[Dataset rows]
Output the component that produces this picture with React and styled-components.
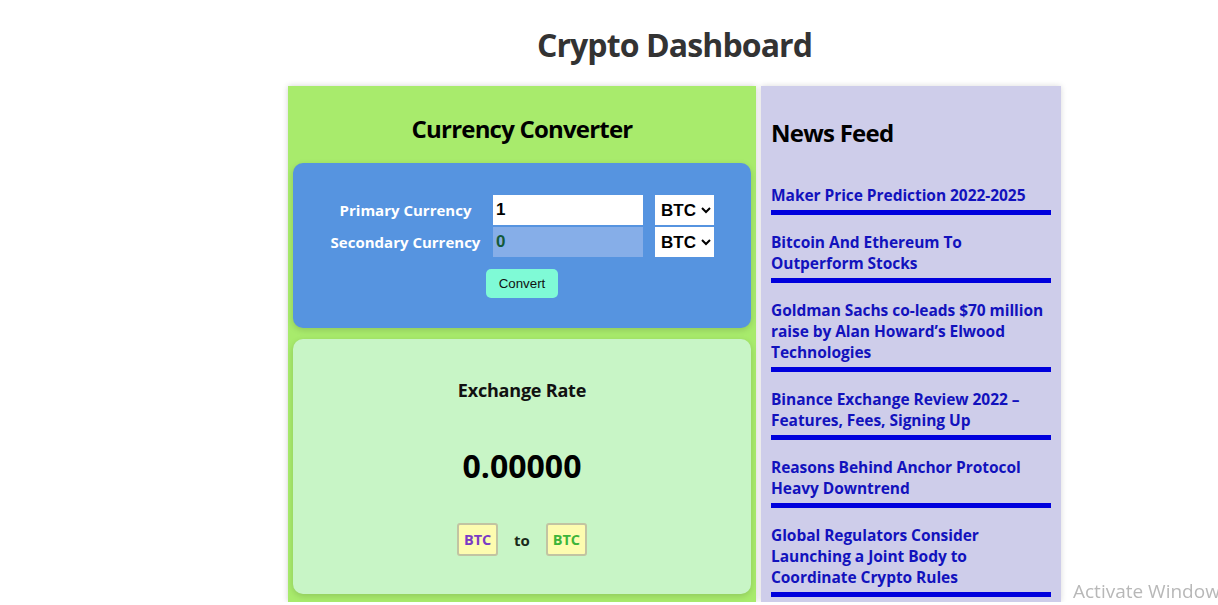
import React, { useState } from "react";
import styled, { createGlobalStyle } from "styled-components";

const FONT = `"Open Sans", "Noto Sans", sans-serif`;

const news = [
  "Maker Price Prediction 2022-2025",
  "Bitcoin And Ethereum To Outperform Stocks",
  "Goldman Sachs co-leads $70 million raise by Alan Howard’s Elwood Technologies",
  "Binance Exchange Review 2022 – Features, Fees, Signing Up",
  "Reasons Behind Anchor Protocol Heavy Downtrend",
  "Global Regulators Consider Launching a Joint Body to Coordinate Crypto Rules",
];

const currencies = ["BTC", "ETH", "USDT", "XRP", "ADA"];

export default function App() {
  const [amount, setAmount] = useState("1");
  const [primary, setPrimary] = useState("BTC");
  const [secondary, setSecondary] = useState("BTC");

  return (
    <>
      <GlobalStyle />
      <Page>
        <Title>Crypto Dashboard</Title>
        <Dashboard>
          <ConverterPanel>
            <PanelTitle>Currency Converter</PanelTitle>
            <InputBox>
              <Form>
                <Label>Primary Currency</Label>
                <AmountInput
                  type="number"
                  value={amount}
                  onChange={(e) => setAmount(e.target.value)}
                />
                <CurrencySelect value={primary} onChange={(e) => setPrimary(e.target.value)}>
                  {currencies.map((c) => (
                    <option key={c}>{c}</option>
                  ))}
                </CurrencySelect>
                <Label>Secondary Currency</Label>
                <AmountInput $result value="0" disabled />
                <CurrencySelect value={secondary} onChange={(e) => setSecondary(e.target.value)}>
                  {currencies.map((c) => (
                    <option key={c}>{c}</option>
                  ))}
                </CurrencySelect>
              </Form>
              <ConvertButton>Convert</ConvertButton>
            </InputBox>
            <RateBox>
              <RateTitle>Exchange Rate</RateTitle>
              <RateValue>0.00000</RateValue>
              <Pair>
                <Tag $color="#7a3cc4">{primary}</Tag>
                <To>to</To>
                <Tag $color="#3db53a">{secondary}</Tag>
              </Pair>
            </RateBox>
          </ConverterPanel>
          <NewsPanel>
            <NewsTitle>News Feed</NewsTitle>
            {news.map((n) => (
              <NewsItem key={n}>
                <NewsLink href="#">{n}</NewsLink>
              </NewsItem>
            ))}
          </NewsPanel>
        </Dashboard>
      </Page>
      <Watermark>Activate Windows</Watermark>
    </>
  );
}

const GlobalStyle = createGlobalStyle`
  body {
    margin: 0;
    background: #fff;
    font-family: ${FONT};
    overflow-x: hidden;
  }
`;

const Page = styled.div`
  width: 773px;
  margin-left: 288px;
`;

const Title = styled.h1`
  margin: 0;
  height: 86px;
  box-sizing: border-box;
  padding-top: 24px;
  text-align: center;
  font-size: 32px;
  line-height: 42px;
  letter-spacing: -0.9px;
  font-weight: 700;
  color: #333;
`;

const Dashboard = styled.div`
  display: flex;
  gap: 5px;
  align-items: stretch;
`;

const ConverterPanel = styled.div`
  width: 468px;
  box-sizing: border-box;
  padding: 0 5px 5px;
  background: #a8eb6c;
  box-shadow: 0 0 6px rgba(0, 0, 0, 0.18);
`;

const PanelTitle = styled.h2`
  margin: 27px 0 18px;
  text-align: center;
  font-size: 24px;
  line-height: 32px;
  letter-spacing: -0.8px;
  font-weight: 700;
  color: #000;
`;

const InputBox = styled.div`
  height: 165px;
  box-sizing: border-box;
  padding-top: 32px;
  border-radius: 10px;
  background: #5694e0;
  box-shadow: 0 2px 6px rgba(0, 0, 0, 0.15);
  display: flex;
  flex-direction: column;
  align-items: center;
  gap: 12px;
`;

const Form = styled.div`
  display: grid;
  grid-template-columns: 151px 150px 59px;
  column-gap: 12px;
  row-gap: 2px;
  align-items: center;
`;

const Label = styled.label`
  text-align: center;
  color: #fff;
  font-size: 15px;
  font-weight: 700;
  white-space: nowrap;
`;

const AmountInput = styled.input`
  width: 150px;
  height: 30px;
  box-sizing: border-box;
  border: none;
  padding: 0 3px;
  outline: none;
  font-family: "Liberation Sans", Arial, sans-serif;
  font-size: 17px;
  font-weight: 700;
  background: ${(p) => (p.$result ? "#86aee8" : "#fff")};
  color: ${(p) => (p.$result ? "#135a3a" : "#000")};
  -moz-appearance: textfield;
  &::-webkit-inner-spin-button,
  &::-webkit-outer-spin-button {
    -webkit-appearance: none;
    margin: 0;
  }
`;

const CurrencySelect = styled.select`
  width: 59px;
  height: 30px;
  border: none;
  border-radius: 0;
  background: #fff;
  color: #000;
  font-family: "Liberation Sans", Arial, sans-serif;
  font-size: 17px;
  font-weight: 700;
  padding: 0 2px;
  outline: none;
`;

const ConvertButton = styled.button`
  width: 72px;
  height: 29px;
  border: none;
  border-radius: 5px;
  background: #7ffad6;
  color: #111;
  font-family: "Liberation Sans", Arial, sans-serif;
  font-size: 13.3px;
  cursor: pointer;
`;

const RateBox = styled.div`
  margin-top: 11px;
  height: 255px;
  box-sizing: border-box;
  padding-top: 38px;
  border-radius: 10px;
  background: #c8f5c6;
  box-shadow: 0 2px 6px rgba(0, 0, 0, 0.15);
  display: flex;
  flex-direction: column;
  align-items: center;
`;

const RateTitle = styled.h3`
  margin: 0;
  font-size: 18px;
  line-height: 26px;
  letter-spacing: -0.2px;
  font-weight: 700;
  color: #111;
`;

const RateValue = styled.h1`
  margin: 42px 0 0;
  font-size: 32px;
  line-height: 42px;
  font-weight: 700;
  color: #000;
`;

const Pair = styled.div`
  margin-top: 36px;
  display: flex;
  align-items: center;
  gap: 16px;
`;

const Tag = styled.span`
  width: 41px;
  height: 33px;
  box-sizing: border-box;
  display: flex;
  align-items: center;
  justify-content: center;
  border: 2px solid #c2c4a2;
  border-radius: 3px;
  background: #fdfcb0;
  color: ${(p) => p.$color};
  font-size: 14.5px;
  font-weight: 700;
`;

const To = styled.span`
  font-size: 15px;
  font-weight: 700;
  color: #1a2a1a;
`;

const NewsPanel = styled.div`
  width: 300px;
  box-sizing: border-box;
  padding: 11px 10px 5px;
  background: #cecdea;
  box-shadow: 0 0 6px rgba(0, 0, 0, 0.15);
`;

const NewsTitle = styled.h2`
  margin: 20px 0 36px;
  font-size: 24px;
  line-height: 32px;
  letter-spacing: -0.75px;
  font-weight: 700;
  color: #000;
`;

const NewsItem = styled.p`
  margin: 17px 0 0;
  padding-bottom: 4px;
  border-bottom: 5px solid #0000dd;
  font-size: 15.5px;
  line-height: 21px;
  letter-spacing: -0.05px;
`;

const NewsLink = styled.a`
  color: #1212bd;
  font-weight: 700;
  text-decoration: none;
`;

const Watermark = styled.div`
  position: fixed;
  left: 1073px;
  top: 578px;
  white-space: nowrap;
  font-family: ${FONT};
  font-size: 19px;
  color: #b8b8b8;
  pointer-events: none;
`;
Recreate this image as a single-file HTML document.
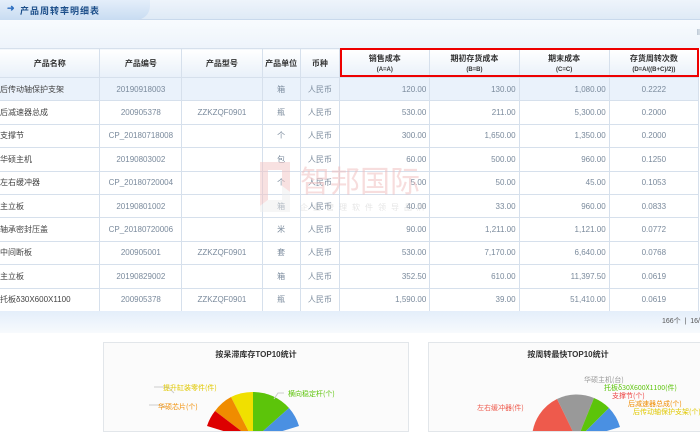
<!DOCTYPE html><html><head><meta charset="utf-8"><style>
*{margin:0;padding:0;box-sizing:border-box}
body{width:700px;height:427px;overflow:hidden;background:#fff;font-family:"Liberation Sans","Noto Sans CJK SC",sans-serif;position:relative;font-size:8px;color:#333}
.top{position:absolute;left:0;top:0;width:700px;height:20px;background:linear-gradient(#eef4fb,#dfeaf6);border-bottom:1px solid #c9d9ec}
.tab{position:absolute;left:0;top:0;width:150px;height:20px;background:linear-gradient(#e4eefa,#c8dcf2);border-radius:0 0 14px 0;font-size:9px;font-weight:bold;color:#1d4f8a;padding:4px 0 0 20px;letter-spacing:1px}
.tab:before{content:"➜";position:absolute;left:7px;top:3px;color:#2f6fc0;font-size:9px}
.bar{position:absolute;left:0;top:20px;width:700px;height:28px;background:linear-gradient(#f8fbfe,#eef4fb)}
table{position:absolute;left:-1px;top:48px;border-collapse:collapse;table-layout:fixed}
td,th{border:1px solid #d6e0ec;height:23.4px;text-align:center;color:#7a8a9c;font-weight:normal;white-space:nowrap;overflow:hidden}
th{height:29px;background:linear-gradient(#fff,#e8f0f9);color:#333;font-weight:bold;font-size:8px}
th small{display:block;font-size:6px;margin-top:3px}
td.l{text-align:left;color:#444}
td.r{text-align:right;padding-right:3px}
tr.h td{background:#eaf2fb}
.red{position:absolute;left:340px;top:48px;width:359px;height:29px;border:2px solid #e00}
.pg{position:absolute;left:0;top:311px;width:700px;height:22px;background:linear-gradient(#e4eefa,#f7fafd);font-size:7px;color:#555;text-align:right;padding:5px 0 0 0}
.box{position:absolute;top:342px;height:90px;border:1px solid #e2e6ea;background:#fbfbfb;overflow:hidden}
.box h4{text-align:center;font-size:8px;margin-top:6px;color:#333}
.wm{position:absolute;left:260px;top:162px;opacity:.5}
</style></head><body>
<div class="top"><div class="tab">产品周转率明细表</div></div>
<div class="bar"><span style="position:absolute;right:0;top:8px;color:#9ab">ǁ</span></div>
<table>
<colgroup><col width="101"><col width="82"><col width="81"><col width="38"><col width="40"><col width="91"><col width="90"><col width="91"><col width="90"></colgroup>
<tr><th>产品名称</th><th>产品编号</th><th>产品型号</th><th>产品单位</th><th>币种</th><th>销售成本<small>(A=A)</small></th><th>期初存货成本<small>(B=B)</small></th><th>期末成本<small>(C=C)</small></th><th>存货周转次数<small>(D=A/((B+C)/2))</small></th></tr>
<tr class="h"><td class="l">后传动轴保护支架</td><td>20190918003</td><td></td><td>箱</td><td>人民币</td><td class="r">120.00</td><td class="r">130.00</td><td class="r">1,080.00</td><td>0.2222</td></tr>
<tr><td class="l">后减速器总成</td><td>200905378</td><td>ZZKZQF0901</td><td>瓶</td><td>人民币</td><td class="r">530.00</td><td class="r">211.00</td><td class="r">5,300.00</td><td>0.2000</td></tr>
<tr><td class="l">支撑节</td><td>CP_20180718008</td><td></td><td>个</td><td>人民币</td><td class="r">300.00</td><td class="r">1,650.00</td><td class="r">1,350.00</td><td>0.2000</td></tr>
<tr><td class="l">华硕主机</td><td>20190803002</td><td></td><td>包</td><td>人民币</td><td class="r">60.00</td><td class="r">500.00</td><td class="r">960.00</td><td>0.1250</td></tr>
<tr><td class="l">左右缓冲器</td><td>CP_20180720004</td><td></td><td>个</td><td>人民币</td><td class="r">5.00</td><td class="r">50.00</td><td class="r">45.00</td><td>0.1053</td></tr>
<tr><td class="l">主立板</td><td>20190801002</td><td></td><td>箱</td><td>人民币</td><td class="r">40.00</td><td class="r">33.00</td><td class="r">960.00</td><td>0.0833</td></tr>
<tr><td class="l">轴承密封压盖</td><td>CP_20180720006</td><td></td><td>米</td><td>人民币</td><td class="r">90.00</td><td class="r">1,211.00</td><td class="r">1,121.00</td><td>0.0772</td></tr>
<tr><td class="l">中间断板</td><td>200905001</td><td>ZZKZQF0901</td><td>套</td><td>人民币</td><td class="r">530.00</td><td class="r">7,170.00</td><td class="r">6,640.00</td><td>0.0768</td></tr>
<tr><td class="l">主立板</td><td>20190829002</td><td></td><td>箱</td><td>人民币</td><td class="r">352.50</td><td class="r">610.00</td><td class="r">11,397.50</td><td>0.0619</td></tr>
<tr><td class="l">托板δ30X600X1100</td><td>200905378</td><td>ZZKZQF0901</td><td>瓶</td><td>人民币</td><td class="r">1,590.00</td><td class="r">39.00</td><td class="r">51,410.00</td><td>0.0619</td></tr>
</table>
<div class="red"></div>
<div class="wm"><svg width="200" height="60"><path d="M0 0h30v30l-8-6V8H8v30l-8 6z" fill="#f3c4c4"/><path d="M0 44l8-6h14v-14l8 6v20H0z" fill="#eee"/><text x="40" y="30" font-size="30" fill="#f0bcbc" font-family="Noto Sans CJK SC">智邦国际</text><text x="40" y="48" font-size="8" fill="#ccc" letter-spacing="5" font-family="Noto Sans CJK SC">企业管理软件领导品牌</text></svg></div>
<div class="pg">166个 &nbsp;|&nbsp; 16/</div>
<div class="box" style="left:103px;width:306px"><h4>按呆滞库存TOP10统计</h4>
<svg width="306" height="90" style="position:absolute;left:0;top:0"><g transform="translate(149,97)"><path d="M0 0V-48A48 48 0 0 1 36 -32z" fill="#5cc40a"/><path d="M0 0L36 -32A48 48 0 0 1 46 -14z" fill="#4a90e2"/><path d="M0 0V-48A48 48 0 0 0 -22 -43z" fill="#f0e000"/><path d="M0 0L-22 -43A48 48 0 0 0 -38 -29z" fill="#f08c00"/><path d="M0 0L-38 -29A48 48 0 0 0 -46 -14z" fill="#d00"/></g>
<path d="M180 50h-6l-4 6M50 44h14l6 6M45 62h10l6 2" stroke="#ccc" fill="none"/>
<text x="184" y="53" font-size="7" fill="#5cc40a" font-family="Noto Sans CJK SC">横向稳定杆(个)</text>
<text x="59" y="47" font-size="7" fill="#e0c800" font-family="Noto Sans CJK SC">提升缸装零件(件)</text>
<text x="54" y="66" font-size="7" fill="#f08c00" font-family="Noto Sans CJK SC">华硕芯片(个)</text></svg></div>
<div class="box" style="left:428px;width:280px"><h4>按周转最快TOP10统计</h4>
<svg width="280" height="90" style="position:absolute;left:0;top:0"><g transform="translate(148,97)"><path d="M0 0L-20 -41A45 45 0 0 1 17 -42z" fill="#999"/><path d="M0 0L17 -42A45 45 0 0 1 32 -32z" fill="#5cc40a"/><path d="M0 0L32 -32A45 45 0 0 1 43 -13z" fill="#4a90e2"/><path d="M0 0L-20 -41A45 45 0 0 0 -45 -3z" fill="#ee5a4c"/></g>
<text x="155" y="39" font-size="7" fill="#999" font-family="Noto Sans CJK SC">华硕主机(台)</text>
<text x="175" y="47" font-size="7" fill="#5cc40a" font-family="Noto Sans CJK SC">托板δ30X600X1100(件)</text>
<text x="183" y="55" font-size="7" fill="#e44" font-family="Noto Sans CJK SC">支撑节(个)</text>
<text x="199" y="63" font-size="7" fill="#f08c00" font-family="Noto Sans CJK SC">后减速器总成(个)</text>
<text x="204" y="71" font-size="7" fill="#e0c800" font-family="Noto Sans CJK SC">后传动轴保护支架(个)</text>
<text x="48" y="67" font-size="7" fill="#ee5a4c" font-family="Noto Sans CJK SC">左右缓冲器(件)</text></svg></div>
</body></html>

PROBLEM TO SOLVE | Give the number of lines that carry the word "React", with nothing added.

WRITTEN SOLUTION | 2